Experiment 059
SIMD ADC (PQ4 + swizzle_dyn): gather isn't dead — it ties/beats popcount
Perf record: 059-simd-adc-pq4.json. Granite box (AVX-512,
8 vCPU). src/bin/pq4simd.rs (nightly core::simd, no unsafe). Random codes,
kernel-isolated scan throughput. Task #2 — the question parked in 050/054.
What we built
4-bit PQ codes (16 centroids/subspace) + an int8 LUT looked up with swizzle_dyn
(lowers to pshufb/tbl) — 16 lookups per instruction, FAISS PQ4 style, in safe
Rust. M=16 subspaces = 8 B/vec (vs the binary code's 128 B).
Result
| scan | single-thread | 8-core @10M | 8-core @50M |
|---|---|---|---|
| popcount (128 B) | 0.20 | 0.36 | 0.37 |
| scalar PQ (16 B) | 0.14 | — | — |
| pq4-simd (8 B) | 1.83 | 0.72 | 0.73 |
- SIMD ADC is ~13× faster than scalar ADC (0.14 → 1.83) — the
pshufbLUT is what scalar PQ (054) was missing. - It beats untiled popcount: 9× single-thread, ~2× at 8-core scale. Why: pq4 codes are 16× smaller (8 B vs 128 B), so at scale they stay cache-resident while popcount's 128 B/vec saturates DRAM bandwidth.
What this overturns
054/057 concluded "popcount beats gather, so 1-bit binary is throughput-optimal." That was true for scalar ADC. With a SIMD LUT (swizzle_dyn), gather is no longer dominated — it's competitive-to-faster, mainly via the byte advantage. The parked question (050/054) resolves as: SIMD ADC is a real high-QPS contender.

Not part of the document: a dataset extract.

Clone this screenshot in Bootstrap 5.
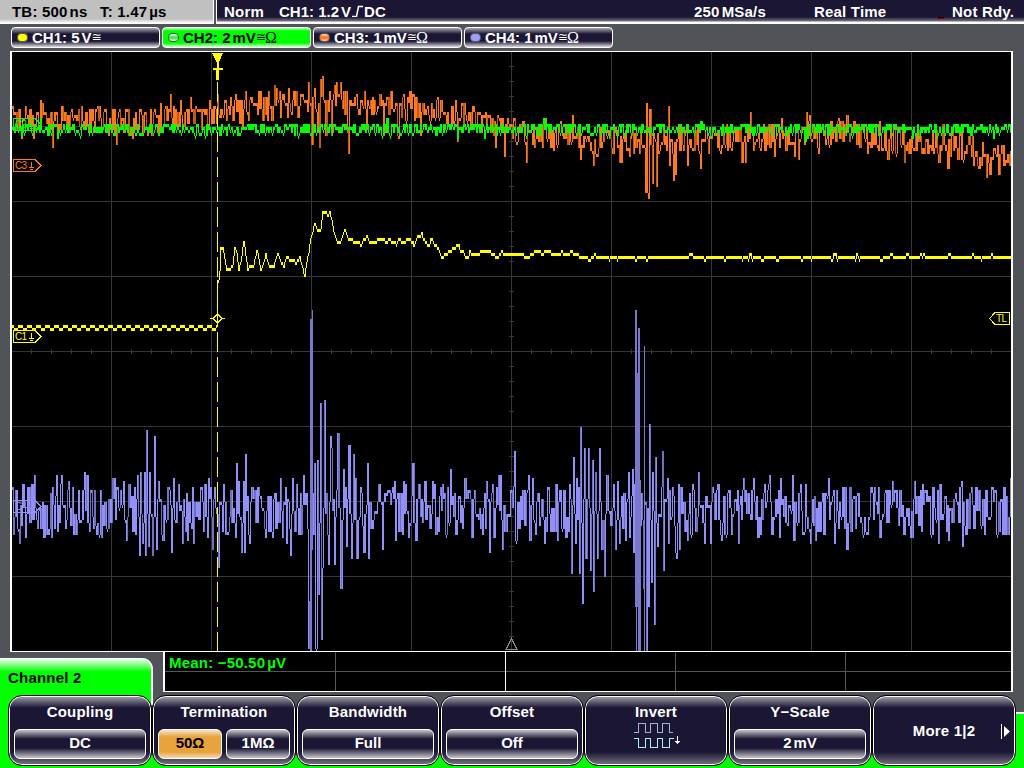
<!DOCTYPE html>
<html lang="en">
<head>
  <meta charset="UTF-8">
  <meta name="viewport" content="width=device-width, initial-scale=1">
  <title>Oscilloscope</title>
  <link href="https://cdn.jsdelivr.net/npm/bootstrap@5.3.3/dist/css/bootstrap.min.css" rel="stylesheet">
  <style>
    body {
      width: 1024px;
      height: 768px;
      background: #505458;
      color: #fff;
      font: bold 15px/18px "Liberation Sans", sans-serif;
      letter-spacing: .2px;
    }
    .status { height: 24px; }
    .status-time {
      width: 214px;
      padding-top: 3px;
      color: #000;
      background: linear-gradient(#c0c0c0 19px, #fff 23px);
      border-right: 1px solid #fff;
    }
    .status-main {
      margin-left: 2px;
      padding-top: 3px;
      border-left: 1px solid #fff;
      background: linear-gradient(#1a1633 17px, #74717f 21px, #fff 22px);
    }
    .time-base { width: 88px; }
    .thin { margin-left: 2px; }
    #mode { width: 55px; margin-left: 7px; }
    #trigger { width: 415px; letter-spacing: 0; }
    #rate { width: 120px; }
    #acq { width: 123px; }
    #ready { margin-left: 7px; }
    .channels { height: 27px; padding: 3px 0 3px 11px; gap: 2px; letter-spacing: 0; }
    .channel {
      width: 149px;
      padding-left: 5px;
      border: 1px solid #fff;
      border-radius: 4px;
      background: linear-gradient(#a9a8b1, #1a1633 6px, #1a1633 13px, #dad9df 19px);
    }
    .channel.active {
      color: #000;
      background: linear-gradient(#b8ffb8, #0f0 3px, #0f0 15px, #d4ffd4 19px);
    }
    .led { width: 11px; height: 9px; margin-right: 4px; border: 1px solid #555; border-radius: 4px; }
    .led-1 { background: #ff0; }
    .led-2 { background: linear-gradient(#e0ffe0, #3dde3d, #d0ffd0); }
    .led-3 { background: linear-gradient(#ffd8b8, #ff6d10, #ffc8a0); }
    .led-4 { background: #9d9dff; }
    .approx { font: 12px/17px "DejaVu Sans", sans-serif; letter-spacing: -1px; }
    .omega { font: 16px/18px "Liberation Serif", serif; }
    .screen {
      width: 1003px;
      height: 601px;
      margin-left: 10px;
      background: #000;
      border: solid #fff;
      border-width: 1px 2px;
    }
    .tag-text { font: 10px "Liberation Sans", sans-serif; letter-spacing: 0; }
    .bottom { height: 40px; }
    .tab-title {
      width: 153px;
      height: 42px;
      margin-top: 6px;
      padding: 11px 0 0 8px;
      color: #000;
      border-right: 2px solid #fff;
      border-radius: 0 11px 0 0;
      background: linear-gradient(#fff, #0f0 14px);
    }
    .measure {
      width: 850px;
      margin-left: 10px;
      color: #0f0;
      border: solid #fff;
      border-width: 0 2px 1px 2px;
      background: #000;
    }
    .measure > div { width: 170px; flex: none; border-right: 1px solid #555; }
    .measure > div:nth-child(1) { width: 171px; }
    .measure > div:nth-child(2) { border-right-color: #fff; }
    .measure > div:last-child { flex: 1; border-right: 0; }
    .measure-value { height: 20px; padding: 2px 0 0 4px; border-bottom: 1px solid #555; }
    .softkeys {
      height: 76px;
      padding: 3px 0 0 8px;
      background:
        linear-gradient(#0f0, #0f0) 0 0 / 151px 100% no-repeat,
        linear-gradient(#fff, #fff) 151px 0 / 2px 13px no-repeat,
        linear-gradient(#fff 2px, #0f0 2px) 1015px 20px / 9px 100% no-repeat,
        linear-gradient(#0f0, #0f0) 0 63px / 100% 13px no-repeat;
    }
    .softkey {
      width: 144px;
      height: 71px;
      padding: 7px 5px 6px;
      border: 1px solid #000;
      border-radius: 14px;
      box-shadow: inset 0 0 0 1px #fff;
      background: linear-gradient(#a4a3ad, #1a1633 12px, #1a1633 56px, #777582 69px);
    }
    .value {
      height: 30px;
      padding-bottom: 2px;
      border: 1px solid #fff;
      border-radius: 6px;
      letter-spacing: 0;
      background: linear-gradient(#c5c4cb, #1a1633 9px, #1a1633 18px, #c5c4cb 28px);
    }
    .value.chosen {
      color: #000;
      background: linear-gradient(#f8e4c5, #e8a33d 7px, #e8a33d 22px, #f5dab0 28px);
    }
    .invert-icon { margin-top: 1px; }
  </style>
</head>
<body class="overflow-hidden d-flex flex-column">

<header class="status d-flex flex-shrink-0 text-nowrap">
  <div class="status-time d-flex">
    <div class="ps-2 ms-1 time-base">TB: 500<span class="thin">ns</span></div>
    <div class="ms-2">T: 1.47<span class="thin">µs</span></div>
  </div>
  <div class="status-main d-flex flex-fill">
    <div id="mode">Norm</div>
    <div id="trigger">CH1: 1.2<span class="thin">V</span><svg width="13" height="12" class="align-baseline"><path d="M1 11.500H5.500L7.500 1.500H12" fill="none" stroke="#fff" stroke-width="1.500"/></svg>DC</div>
    <div id="rate">250<span class="thin">MSa/s</span></div>
    <div id="acq">Real Time</div>
    <svg id="lamp" width="8" height="18"><path d="M0 14h8v2H0z" fill="#900"/><path d="M1 14h6v1H1z" fill="#000"/></svg>
    <div id="ready">Not Rdy.</div>
  </div>
</header>

<nav class="channels d-flex flex-shrink-0 text-nowrap">
  <div class="channel d-flex align-items-center"><span class="led led-1"></span>CH1: 5<span class="thin">V</span><span class="approx">≅</span></div>
  <div class="channel active d-flex align-items-center"><span class="led led-2"></span>CH2: 2<span class="thin">mV</span><span class="approx">≅</span><span class="omega">Ω</span></div>
  <div class="channel d-flex align-items-center"><span class="led led-3"></span>CH3: 1<span class="thin">mV</span><span class="approx">≅</span><span class="omega">Ω</span></div>
  <div class="channel d-flex align-items-center"><span class="led led-4"></span>CH4: 1<span class="thin">mV</span><span class="approx">≅</span><span class="omega">Ω</span></div>
</nav>

<main class="screen flex-shrink-0">
  <svg id="plot" class="d-block" width="999" height="599" viewBox="12 52 999 599" fill="none" shape-rendering="crispEdges">
    <path id="grid" stroke="#373737"/>
    <path d="M511.500 638.500L506 649.500H517Z" stroke="#888"/>
    <g id="traces"></g>
    <path d="M217.500 82V651" stroke="#ff0" stroke-dasharray="20 5"/>
    <path d="M212 53H223L218.500 63V68H222.500V70H219V80H216V70H212.500V68H217V63Z" fill="#ff0"/>
    <path d="M210 318.500H213L217.500 314L222 318.500L217.500 323L213 318.500M222 318.500H225" stroke="#ff0"/>
    <g stroke="#ff7820"><path d="M13.500 159.500H35L41 165.500L35 171.500H13.500ZM31.500 162V167M29 167.500H34M30 169.500H33"/><text class="tag-text" x="15" y="169" fill="#ff7820" stroke="none" textLength="12">C3</text></g>
    <g stroke="#ff0"><path d="M13.500 330.500H35L41 336.500L35 342.500H13.500ZM31.500 333V338M29 338.500H34M30 340.500H33"/><text class="tag-text" x="15" y="340" fill="#ff0" stroke="none" textLength="12">C1</text></g>
    <g stroke="#0f0"><path d="M13.500 118.500H35L41 124.500L35 130.500H13.500ZM31.500 121V126M29 126.500H34M30 128.500H33"/><text class="tag-text" x="15" y="128" fill="#0f0" stroke="none" textLength="12">C2</text></g>
    <g stroke="#9090f8"><path d="M13.500 500.500H35L41 506.500L35 512.500H13.500ZM31.500 503V508M29 508.500H34M30 510.500H33"/><text class="tag-text" x="15" y="510" fill="#9090f8" stroke="none" textLength="12">C4</text></g>
    <path d="M1009.500 312.500H995L989.500 318.500L995 324.500H1009.500Z" stroke="#ff0" fill="#000"/>
    <text class="tag-text" x="996" y="322" fill="#ff0" textLength="11">TL</text>
  </svg>
</main>

<section class="bottom d-flex flex-shrink-0 text-nowrap">
  <div class="tab-title">Channel 2</div>
  <div class="measure d-flex">
    <div><div class="measure-value">Mean: −50.50<span class="thin">µV</span></div></div>
    <div><div class="measure-value"></div></div>
    <div><div class="measure-value"></div></div>
    <div><div class="measure-value"></div></div>
    <div><div class="measure-value"></div></div>
  </div>
</section>

<footer class="softkeys d-flex flex-shrink-0 text-center text-nowrap">
  <div class="softkey d-flex flex-column justify-content-between"><div>Coupling</div><div class="value d-flex align-items-center justify-content-center">DC</div></div>
  <div class="softkey d-flex flex-column justify-content-between">
    <div>Termination</div>
    <div class="d-flex gap-1">
      <div class="value chosen flex-fill d-flex align-items-center justify-content-center w-50">50Ω</div>
      <div class="value flex-fill d-flex align-items-center justify-content-center w-50">1MΩ</div>
    </div>
  </div>
  <div class="softkey d-flex flex-column justify-content-between"><div>Bandwidth</div><div class="value d-flex align-items-center justify-content-center">Full</div></div>
  <div class="softkey d-flex flex-column justify-content-between"><div>Offset</div><div class="value d-flex align-items-center justify-content-center">Off</div></div>
  <div class="softkey">
    <div>Invert</div>
    <svg class="invert-icon d-block mx-auto" width="50" height="28" fill="none" shape-rendering="crispEdges">
      <path d="M3 10.500H7.500V1.500H14.500V10.500H19.500V1.500H26.500V10.500H31.500V1.500H38.500V10.500H42" stroke="#9fb4dc"/>
      <path d="M3 16.500H7.500V25.500H14.500V16.500H19.500V25.500H26.500V16.500H31.500V25.500H38.500V16.500H43" stroke="#a8f0f4"/>
      <path d="M46.500 14V22M44 19.500H49M45 20.500H48" stroke="#fff"/>
    </svg>
  </div>
  <div class="softkey d-flex flex-column justify-content-between"><div>Y−Scale</div><div class="value d-flex align-items-center justify-content-center">2<span class="thin">mV</span></div></div>
  <div class="softkey d-flex align-items-center justify-content-center position-relative">
    More 1|2
    <svg class="position-absolute end-0 me-1" width="10" height="17"><path d="M.500 1V16" stroke="#fff"/><path d="M3 3L9 8.500L3 14Z" fill="#fff"/></svg>
  </div>
</footer>

<script>
  // graticule: 10 x 8 divisions with ticks on the two centre axes
  let grid = '';
  for (let x = 111; x < 1011; x += 100) grid += `M${x}.5 52V651`;
  for (let y = 126; y < 651; y += 75) grid += `M12 ${y}.5H1011`;
  for (let x = 31; x < 1011; x += 20) grid += `M${x}.5 349V354`;
  for (let y = 66; y < 651; y += 15) grid += `M509 ${y}.5H514`;
  document.getElementById('grid').setAttribute('d', grid);

  let seed = 7;
  function rnd() {
    seed = (seed * 16807) % 2147483647;
    return seed / 2147483647;
  }
  function level(points, x) {
    let i = 1;
    while (i < points.length - 1 && points[i][0] < x) i++;
    const [x0, y0] = points[i - 1], [x1, y1] = points[i];
    return y0 + (y1 - y0) * (x - x0) / (x1 - x0);
  }
  const pairs = s => s.trim().split(/\s+/).map(p => p.split(',').map(Number));
  const snap = v => Math.floor(v / 3) * 3 + 1;

  // one column per pixel, spanning from the previous sample to the current one;
  // a held sample mostly widens the column before it
  function draw(values, colour, shade, from, to, widen) {
    let light = '', dark = '', prev = values[from], a = 0, b = 0;
    for (let x = from; x <= to; x++) {
      const held = values[x] === undefined;
      const v = held ? prev : values[x];
      if (!held || rnd() > widen) {
        a = snap(Math.min(prev, v));
        b = Math.max(snap(Math.max(prev, v)), a + 3);
      }
      const d = `M${x}.5 ${a}V${b}`;
      if (b - a > 8 && rnd() < .25) dark += d; else light += d;
      prev = v;
    }
    document.getElementById('traces').insertAdjacentHTML('beforeend',
      `<path d="${light}" stroke="${colour}"/><path d="${dark}" stroke="${shade}"/>`);
  }
  function noisy(base, amp, peaks) {
    const v = [], fixed = {};
    let side = 1, x = 12;
    peaks.forEach(p => { fixed[p[0]] = p[1]; });
    while (x < 1011) {
      side = rnd() < .8 ? -side : side;
      v[x] = level(base, x) + side * amp * Math.pow(rnd(), .7);
      x += rnd() < .45 ? 1 : 2;
    }
    for (const k in fixed) {
      const n = +k;
      v[n] = fixed[n];
      if (fixed[n + 1] === undefined) v[n + 1] = level(base, n) + (rnd() - .5) * amp;
    }
    return v;
  }

  const blue = noisy([[12, 511], [1011, 511]], 26, pairs(`
    13,535 19,543 22,484 25,538 31,483 34,475 37,528 43,538 51,538 52,487 56,475 57,531 61,475 65,528 68,481 73,535
    78,490 84,472 86,475 91,490 96,535 101,538 112,478 114,478 120,490 123,481 126,541 128,484 135,535 137,475 139,555
    140,472 142,543 144,472 145,555 146,430 148,547 149,472 152,555 154,436 156,550 158,481 162,541 169,490 171,553
    173,478 178,484 182,544 187,540 192,487 193,544 201,487 204,484 207,538 208,478 212,550 214,487 218,568 223,484
    235,538 236,463 238,481 241,553 243,481 244,553 245,454 249,544 251,487 265,538 272,538 280,478 282,538 285,487
    286,544 290,556 292,478 301,534 303,475 308,649 309,600 314,463 315,648 316,649 317,460 318,595 320,403 321,640
    322,568 324,400 328,565 330,436 331,448 334,565 337,433 340,589 343,469 346,547 348,445 351,559 353,454 355,478 356,559
    363,552 367,463 368,559 378,484 382,550 389,490 392,487 394,481 395,541 403,481 405,484 408,538 412,463 415,541
    424,481 432,481 435,535 440,487 442,484 450,469 455,535 464,478 469,490 471,538 474,490 482,535 486,481 489,553
    492,484 493,538 496,487 498,475 500,475 502,550 514,451 515,541 516,541 520,496 528,475 529,541 532,478 535,535
    544,544 548,487 557,541 565,537 569,484 571,574 573,457 575,544 576,478 579,574 580,427 582,604 584,448 585,559
    588,448 590,571 592,460 593,592 595,472 597,559 599,448 601,550 604,577 606,475 613,484 615,550 617,481 619,544
    625,541 628,472 629,538 632,469 633,553 634,484 643,589 646,651 648,607 649,424 651,583 652,472 654,625 655,457 657,547
    661,487 662,451 663,571 667,478 668,544 669,490 675,553 676,559 678,484 679,550 680,487 687,541 692,484 693,490 698,472
    704,544 705,496 710,544 713,493 717,484 721,541 728,490 731,535 738,544 743,478 747,493 753,478 757,538 760,535 764,484
    769,475 771,535 778,490 780,478 779,538 792,475 793,541 800,484 805,484 810,544 815,541 828,478 833,490 834,544 836,490
    846,550 857,493 874,487 878,487 879,538 885,490 892,481 899,490 903,535 910,538 912,538 914,481 922,484 925,490 938,544 939,484
    948,541 955,493 961,481 962,547 965,535 971,487 975,487 985,490 992,487 997,535 1007,535 1010,478`));
  const orange = noisy(pairs(`12,120 110,122 150,122 200,116 300,104 340,102 400,108 450,112 480,122 520,133
    600,142 660,140 750,138 850,134 900,142 950,145 980,153 1011,158`), 14, pairs(`
    12,106 21,138 25,106 33,138 40,100 42,103 52,147 57,138 61,106 71,109 78,108 81,107 91,110 97,107 99,107 108,136
    116,144 119,109 132,139 140,109 151,136 155,115 160,103 165,105 170,94 180,99 183,127 190,97 196,110 209,100 217,94
    226,122 230,97 235,94 242,129 245,91 250,96 258,92 260,91 268,91 274,85 276,88 280,118 288,88 293,90 297,118 302,93
    308,82 311,145 314,88 317,134 319,147 320,79 322,76 325,137 329,91 331,137 334,84 336,82 340,82 347,130 348,153
    353,106 356,94 366,130 367,100 374,100 382,99 383,135 390,90 397,137 398,140 403,93 409,92 420,137 427,105 437,97
    446,125 455,99 457,141 464,103 472,106 482,115 487,116 495,147 504,157 510,123 517,141 526,163 534,147 545,118
    553,150 560,120 572,115 580,160 593,165 597,157 605,130 610,140 619,162 621,162 629,157 633,155 640,130 645,193
    646,103 647,193 648,198 649,109 652,184 654,140 656,186 659,152 663,127 668,106 669,165 673,181 675,174 681,133 687,165 700,168
    708,153 712,130 720,153 731,150 741,163 745,163 750,112 753,150 760,150 774,157 781,118 794,157 798,160 806,112
    809,116 818,154 826,140 838,118 846,115 850,133 867,154 879,121 887,160 904,162 911,137 921,153 938,162 942,125
    947,169 954,136 965,155 972,136 973,165 978,169 986,177 989,174 995,155 998,175 1005,160 1010,152`));
  const green = noisy([[12, 129.5], [1011, 129.5]], 6, pairs('40,119 57,138 386,119 457,138 484,138 543,118 700,121 804,141 912,138 993,138'));

  // CH1: flat dither, step at the trigger, ringing, then decay
  const shape = pairs(`218,280 219,270 220,246 222,246 224,258 226,271 228,268 232,266 234,248 236,252 238,271 240,262
    243,241 245,256 247,270 249,265 253,266 256,250 258,258 260,270 263,262 265,254 268,266 273,267 277,253 280,262
    283,267 286,256 289,261 292,258 295,264 299,256 301,266 304,277 306,262 308,252 310,238 312,231 314,223 316,228
    318,232 320,228 322,212 325,211 327,215 329,211 331,221 333,232 336,242 340,242 344,230 348,240 358,241 360,246
    362,240 366,236 369,242 376,240 388,238 393,243 398,239 403,242 408,238 413,243 418,235 423,238 427,247 431,241
    436,246 440,254 446,250 457,248 461,251 466,254 478,254 480,251 490,252 496,257 500,254 504,257 511,252 520,254
    527,257 535,251 550,252 553,254 572,252 582,257 1011,257`);
  const yellow = [];
  let hold = 0, blip = 0;
  for (let x = 12; x <= 1010; x++) {
    if (x < 217) yellow[x] = x % 9 < 4 ? 325.5 : 328.5;
    else if (x === 217) yellow[x] = 280;
    else {
      if (--hold < 0) {
        hold = rnd() * 7;
        blip = x > 345 && rnd() < .3 ? (rnd() < .35 ? -3 : 3) : 0;
        if (blip) hold = rnd() * 3;
      }
      yellow[x] = level(shape, x) + blip;
    }
  }
  yellow[141] = 331;

  draw(blue, '#9090f8', '#7070c0', 12, 1010, .75);
  // main bursts run off the bottom of the graticule
  document.getElementById('traces').insertAdjacentHTML('beforeend',
    `<path fill="#7b77cc" d="M310 319h2V651h-2zM312 310h1V550h-1zM635 310h2V607h-2zM637 373h1V607h-1zM638 328h2V651h-2zM636 600h1V651h-1zM640 480h1V651h-1zM644 346h1V651h-1z"/>`);
  draw(orange, '#ff7820', '#c05a14', 12, 1010, .6);
  draw(green, '#0f0', '#0f0', 12, 1010, .3);
  draw(yellow, '#ff0', '#ff0', 12, 1010, 0);
</script>

<script src="https://cdn.jsdelivr.net/npm/bootstrap@5.3.3/dist/js/bootstrap.bundle.min.js"></script>
</body>
</html>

Honest caveats (why this isn't yet "pq4 beats the funnel")
- The funnel tiles; this popcount doesn't. Tiling (016) amortizes the 128 B base read across a query tile, so the real funnel's effective popcount throughput is well above this microbench's 0.20–0.37. A fair tiled-vs-tiled comparison is the follow-up. (pq4 can tile too — process a tile of queries against one code block.)
- 4-bit recall is coarse and untested. M=16 byte-PQ was 0.90 (054); 4-bit is lower → pq4 needs a rerank tier (funnel-style) to reach 0.99. The end-to-end recall/QPS isn't measured here.
Conclusion
SIMD ADC (PQ4 + swizzle_dyn) is fast and not dominated by popcount — it closes the
13× gap scalar PQ had and wins on the byte axis at scale. It's the one technique that
could rival the binary funnel on QPS. The decisive next step is tiled-vs-tiled + a recall
pass (pq4-scan → exact rerank). Built with safe core::simd (no unsafe), nightly only.